--- Input material ---

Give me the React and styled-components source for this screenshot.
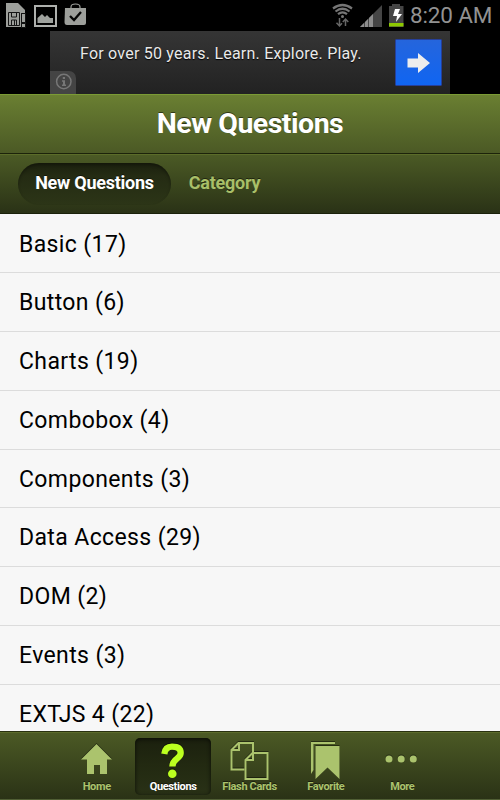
import React from "react";
import styled, { createGlobalStyle } from "styled-components";

const GlobalStyle = createGlobalStyle`
  * { box-sizing: border-box; }
  body { margin: 0; background: #000; font-family: Roboto, "Liberation Sans", sans-serif; }
`;

const Screen = styled.div`
  width: 500px;
  height: 800px;
  overflow: hidden;
  display: flex;
  flex-direction: column;
  background: #000;
`;

const StatusBar = styled.header`
  flex: 0 0 31px;
  display: flex;
  justify-content: space-between;
  padding: 0 6px 0 5px;
`;

const StatusGroup = styled.div`
  display: flex;
  svg { display: block; flex: none; }
`;

const Clock = styled.span`
  width: 84px;
  margin-left: 4px;
  font-size: 22.5px;
  line-height: 31px;
  letter-spacing: -0.15px;
  white-space: nowrap;
  color: #929292;
`;

const AdStrip = styled.div`
  flex: 0 0 63px;
  display: flex;
  justify-content: center;
`;

const Ad = styled.div`
  position: relative;
  width: 400px;
  display: flex;
  align-items: flex-start;
  justify-content: space-between;
  padding: 8px 8px 0 30px;
  background: linear-gradient(#353535, #222);
`;

const AdText = styled.span`
  font-size: 16px;
  line-height: 30px;
  letter-spacing: 0.22px;
  white-space: nowrap;
  color: #e9e9e9;
  text-shadow: 0 1px 1px #000;
`;

const AdButton = styled.div`
  width: 47px;
  height: 47px;
  border: 1px solid #263f9a;
  border-radius: 1px;
  background: linear-gradient(#2565dc, #1065f2);
  svg { display: block; }
`;

const AdInfo = styled.div`
  position: absolute;
  left: 0;
  bottom: 0;
  width: 26px;
  height: 23px;
  border-top-right-radius: 7px;
  background: #444;
  svg { display: block; }
`;

const TitleBar = styled.div`
  flex: 0 0 60px;
  border-top: 1px solid #7b9b35;
  border-bottom: 1px solid #1c230a;
  background: linear-gradient(#6a7f32, #4b5925);
  display: flex;
  justify-content: center;
`;

const Title = styled.h1`
  margin: 0;
  font-size: 28.5px;
  font-weight: 700;
  line-height: 57px;
  letter-spacing: -0.5px;
  white-space: nowrap;
  color: #fff;
  text-shadow: 0 -1px 0 rgba(0, 0, 0, 0.5);
`;

const SubBar = styled.nav`
  flex: 0 0 60px;
  display: flex;
  align-items: flex-start;
  padding: 8px 0 0 18px;
  border-top: 1px solid #5b6c29;
  border-bottom: 1px solid #1b220b;
  background: linear-gradient(#4b5a25, #2a3216);
`;

const SubTab = styled.div`
  height: 42px;
  width: ${(p) => (p.$active ? "153px" : "107px")};
  text-align: center;
  border-radius: 21px;
  font-size: 18px;
  font-weight: 700;
  line-height: 39px;
  letter-spacing: -0.25px;
  white-space: nowrap;
  color: ${(p) => (p.$active ? "#fff" : "#a8bf68")};
  text-shadow: 0 -1px 0 rgba(0, 0, 0, 0.5);
  background: ${(p) => (p.$active ? "linear-gradient(#1b200e, #242b13 30%, #2c3517)" : "none")};
  box-shadow: ${(p) => (p.$active ? "inset 0 2px 3px rgba(0,0,0,.3)" : "none")};
`;

const List = styled.main`
  flex: 1 1 0;
  min-height: 0;
  overflow: hidden;
  padding-top: 0.6px;
  background: #f7f7f7;
`;

const Row = styled.div`
  height: 58.75px;
  padding-left: 19px;
  border-bottom: 1px solid #dcdcdc;
  font-size: 23px;
  line-height: 59px;
  letter-spacing: 0.38px;
  white-space: nowrap;
  color: #000;
`;

const TabBar = styled.nav`
  flex: 0 0 69px;
  display: flex;
  justify-content: center;
  gap: 0.4px;
  padding: 6px 1px 0 0;
  border-top: 1px solid #29310f;
  border-bottom: 1px solid #505e34;
  box-shadow: inset 0 1px 0 #5b6b2b;
  background: linear-gradient(#4c5a25, #2a3216);
`;

const Tab = styled.div`
  width: 76px;
  height: 57px;
  display: flex;
  flex-direction: column;
  align-items: center;
  padding-top: 2px;
  border-radius: 5px;
  color: ${(p) => (p.$active ? "#fff" : "#abc36d")};
  background: ${(p) => (p.$active ? "linear-gradient(#1b200e, #222911 45%, #293116)" : "none")};
  box-shadow: ${(p) => (p.$active ? "inset 0 1px 4px rgba(0,0,0,.7)" : "none")};
  svg { display: block; filter: drop-shadow(0 -1px 0 rgba(0,0,0,.45)); }
`;

const TabLabel = styled.span`
  margin-top: 1px;
  font-size: 11px;
  font-weight: 700;
  line-height: 14px;
  letter-spacing: -0.35px;
  white-space: nowrap;
  text-shadow: 0 -1px 0 rgba(0, 0, 0, 0.5);
`;

const StatusLeft = () => (
  <svg width="86" height="31" viewBox="5 0 86 31">
    <path fill="#9d9f9b" d="M6 3H18L25 10V13H6Z" />
    <path fill="#9d9f9b" d="M6 13H21V27H6Z" />
    <path fill="none" stroke="#161616" d="M8.5 12.5H19.5V25.5H8.5Z M11.5 13V17H16.5V13 M11.5 25V20H16.5V25 M14.5 20V25" />
    <path fill="#9d9f9b" stroke="#111" d="M21.5 13.5H25.5V22.5H21.5Z M21.5 23.5H25.5V27.5H21.5Z" />
    <path fill="none" stroke="#aeb0ad" strokeWidth="2" d="M35 6H56V26H35Z" />
    <path fill="#9fa29e" d="M37.5 18L42 14L45 17L47 15L50 18H53V23H37.5Z" />
    <path fill="none" stroke="#9d9f9b" strokeWidth="1.2" d="M71 9V7Q71 4 75.5 4Q80 4 80 7V9" />
    <path fill="#9d9f9b" d="M65 8H86V23Q86 25 84 25H67Q64.5 25 64.5 22Z" />
    <path fill="none" stroke="#050505" strokeWidth="2.3" d="M70 16L74 20L81 12" />
  </svg>
);

const StatusRight = () => (
  <svg width="75" height="31" viewBox="331 0 75 31">
    <g fill="none" stroke="#767676" strokeWidth="2.2">
      <path d="M333 8.5Q342.5 1.5 352 8.5" />
      <path d="M335.5 11.5Q342.5 6 349.5 11.5" />
      <path d="M338 14.2Q342.5 10.6 347 14.2" />
    </g>
    <circle cx="342.5" cy="16.5" r="1.5" fill="#777" />
    <path fill="none" stroke="#666" strokeWidth="1.5" d="M339.5 18V26M336.5 22.8L339.5 26L342 23.3M345.5 26V19M342.8 22L345.5 19L348.3 22" />
    <path fill="#454545" d="M382 5V27H360Z" />
    <path fill="#8d8d8d" d="M360 27L364 23V27Z M365 22L368 19V27H365Z M369 18L373 14V27H369Z" />
    <path fill="#454545" d="M392 4H400V6H403.5V27H389V6H392Z" />
    <path fill="#8dc800" d="M389 23H403.5V26.5H389Z" />
    <path fill="#fff" d="M395 9H400L398 14H402L396 22L397 16H393Z" />
  </svg>
);

const AdArrow = () => (
  <svg width="45" height="45" viewBox="396 40 45 45">
    <path fill="#ededed" d="M407.5 58.5H418V53L430 63L418 73V67.5H407.5Z" />
  </svg>
);

const InfoIcon = () => (
  <svg width="26" height="23" viewBox="0 0 26 23">
    <circle cx="13.8" cy="10.5" r="7.2" fill="none" stroke="#777" strokeWidth="1.5" />
    <path fill="#777" d="M12.8 6H15V8H12.8Z M12 9.3H15V13.5H16V15H12V13.5H13V10.8H12Z" />
  </svg>
);

const HomeIcon = () => (
  <path fill="#abc36d" d="M96.5 744L112 759.5H107V774H100V765H94V774H87V759.5H81Z" />
);

const QuestionIcon = () => (
  <g>
    <path fill="none" stroke="#bcff20" strokeWidth="6.3" d="M164.3 754Q165.2 746.7 172 746.7Q180.7 746.7 180.7 753C180.7 759 172.4 758 172.4 766.5" />
    <circle cx="172.3" cy="773.8" r="4.3" fill="#bcff20" />
  </g>
);

const CardsIcon = () => (
  <g fill="none" stroke="#abc36d" strokeWidth="2">
    <path d="M244 769.5H231V750L238 743H252.5V753" />
    <path d="M238.5 743V750H231" />
    <path d="M252 753H267V779H245V760Z" />
    <path d="M252.5 753V760H245" />
  </g>
);

const FavoriteIcon = () => (
  <g>
    <path fill="#abc36d" d="M311 742H335V744H313.5V770L311 774Z" />
    <path fill="#abc36d" d="M315.5 746H339.5V779L327.5 767.5L315.5 779Z" />
  </g>
);

const MoreIcon = () => (
  <g fill="#abc36d">
    <circle cx="389" cy="759" r="3.5" />
    <circle cx="401.2" cy="759" r="3.5" />
    <circle cx="413.3" cy="759" r="3.5" />
  </g>
);

const rows = [
  "Basic (17)", "Button (6)", "Charts (19)", "Combobox (4)", "Components (3)",
  "Data Access (29)", "DOM (2)", "Events (3)", "EXTJS 4 (22)",
];

const tabs = [
  { label: "Home", x: 77, Icon: HomeIcon },
  { label: "Questions", x: 153, Icon: QuestionIcon, active: true },
  { label: "Flash Cards", x: 229.5, Icon: CardsIcon },
  { label: "Favorite", x: 306, Icon: FavoriteIcon },
  { label: "More", x: 382, Icon: MoreIcon },
];

export default function App() {
  return (
    <Screen>
      <GlobalStyle />
      <StatusBar>
        <StatusGroup><StatusLeft /></StatusGroup>
        <StatusGroup><StatusRight /><Clock>8:20 AM</Clock></StatusGroup>
      </StatusBar>
      <AdStrip>
        <Ad>
          <AdText>For over 50 years. Learn. Explore. Play.</AdText>
          <AdButton><AdArrow /></AdButton>
          <AdInfo><InfoIcon /></AdInfo>
        </Ad>
      </AdStrip>
      <TitleBar><Title>New Questions</Title></TitleBar>
      <SubBar>
        <SubTab $active>New Questions</SubTab>
        <SubTab>Category</SubTab>
      </SubBar>
      <List>{rows.map((r) => <Row key={r}>{r}</Row>)}</List>
      <TabBar>
        {tabs.map(({ label, x, Icon, active }) => (
          <Tab key={label} $active={active}>
            <svg width="40" height="39" viewBox={`${x} 740 40 39`} overflow="visible"><Icon /></svg>
            <TabLabel>{label}</TabLabel>
          </Tab>
        ))}
      </TabBar>
    </Screen>
  );
}
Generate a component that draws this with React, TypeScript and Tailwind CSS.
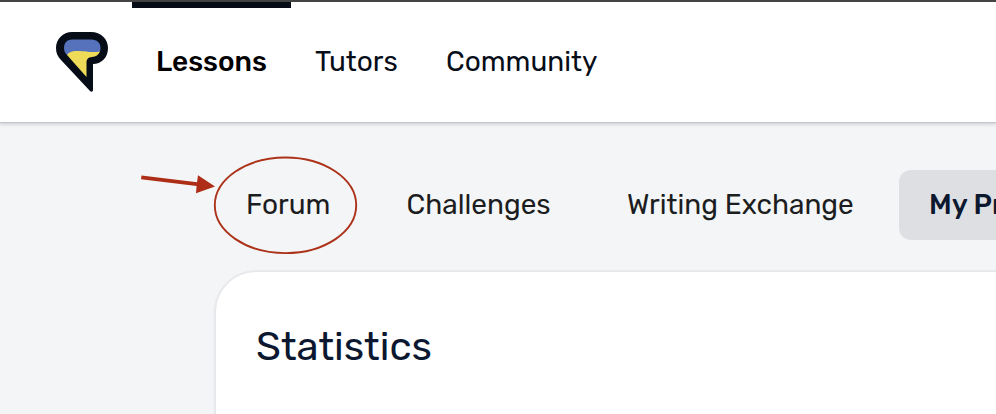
function Logo() {
  return (
    <svg className="h-[62px] w-[54px] shrink-0" viewBox="0 0 54 62" fill="none">
      <path d="M17 1 H36 C46 1 53 8 53 17 C53 27 46 33 38 33 V59 C38 61 36 61 35 60 L6 29 C2.500 25 1 22 1 17 C1 8 8 1 17 1 Z" fill="#060d17" />
      <path d="M17 8.500 H36 C42 8.500 45.500 12 45.500 17 C45.500 19 45 20.500 44 21.500 L12 24 C10 22 9 20 9 17 C9 12 12 8.500 17 8.500 Z" fill="#5672bd" />
      <path d="M12 24 C14 21 17 20 22 20 C32 20 36 22 45 20.500 C43.500 24 41 25.500 37 26 C33 26.500 31.500 28 31.500 32 V46 Z" fill="#eedc59" />
    </svg>
  );
}

function HeaderLink({ label, box, text, active = false }: { label: string; box: string; text: string; active?: boolean }) {
  return (
    <a className={`relative flex h-full shrink-0 items-center whitespace-nowrap pl-6 pb-px text-[28px] ${box} ${text}`}>
      {active && <span className="absolute inset-x-0 top-0 h-[6px] bg-[#060d17]" />}
      {label}
    </a>
  );
}

function SectionLink({ label, box, text }: { label: string; box: string; text: string }) {
  return (
    <a className={`flex h-[70px] shrink-0 items-center whitespace-nowrap rounded-xl text-[28px] ${box} ${text}`}>{label}</a>
  );
}

export default function App() {
  return (
    <div className="flex h-[414px] w-[996px] flex-col overflow-hidden bg-[#f3f5f7] font-['Rubik','Roboto',sans-serif]">
      <header className="z-10 flex h-[122px] shrink-0 border-t-2 border-[#444444] bg-white shadow-[0_1px_0_#c4c6cb,0_2px_2px_#d2d4d8,0_3px_4px_#dfe0e4]">
        <div className="flex w-[132px] shrink-0 pl-[55px] pt-[29px]">
          <Logo />
        </div>
        <nav className="flex h-full">
          <HeaderLink label="Lessons" box="w-[159px]" text="font-medium text-black" active />
          <HeaderLink label="Tutors" box="w-[131px]" text="text-[#070e19]" />
          <HeaderLink label="Community" box="w-[199px]" text="text-[#070e19]" />
        </nav>
      </header>
      <main className="flex grow flex-col pl-[216px] pt-12">
        <nav className="relative flex gap-4">
          <SectionLink label="Forum" box="w-[145px] pl-[30px]" text="text-[#1c1d20]" />
          <SectionLink label="Challenges" box="w-[204px] pl-[29.5px]" text="text-[#1c1d20]" />
          <SectionLink label="Writing Exchange" box="w-[286px] pl-[30px]" text="text-[#1c1d20]" />
          <SectionLink label="My Profile" box="w-[200px] pl-[30px] bg-[#dedfe3]" text="font-medium text-[#0b1830]" />
          <svg className="pointer-events-none absolute left-[-86px] top-[-20px] h-[110px] w-[240px]" viewBox="130 150 240 110" fill="none">
            <ellipse cx="285.5" cy="205.300" rx="70.700" ry="47.800" stroke="#ac3219" strokeWidth="1.900" />
            <path d="M141.500 175.500 L197 182.300 L198 175.200 L215 186.500 L196 193.300 L196.600 186 L141 179.300 Z" fill="#ad2d16" />
          </svg>
        </nav>
        <section className="mt-8 h-[180px] w-[900px] shrink-0 rounded-tl-[40px] bg-white pl-10 pt-[51px] shadow-[0_0_0_1px_#e6e7ea,0_0_0_2px_#e9eaed,0_3px_4px_#d5d6da]">
          <h1 className="text-[40px] leading-[48px] text-[#0b1830]">Statistics</h1>
        </section>
      </main>
    </div>
  );
}
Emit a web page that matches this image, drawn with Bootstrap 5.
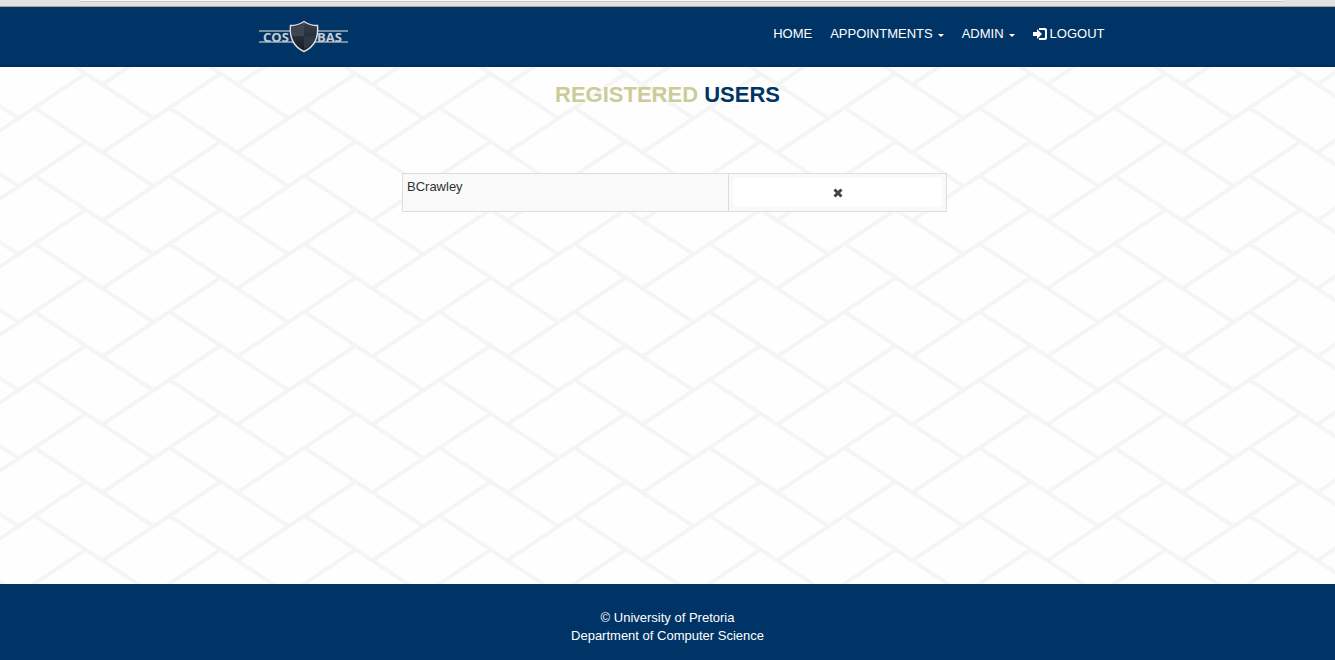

---

§ Your task:
Check each line above for the word "with", and copy the lines where it appears.

§ Solution for this task:
Generate a component that draws this with React, TypeScript and Tailwind CSS.
Emit a web page that matches this image, drawn with Bootstrap 5.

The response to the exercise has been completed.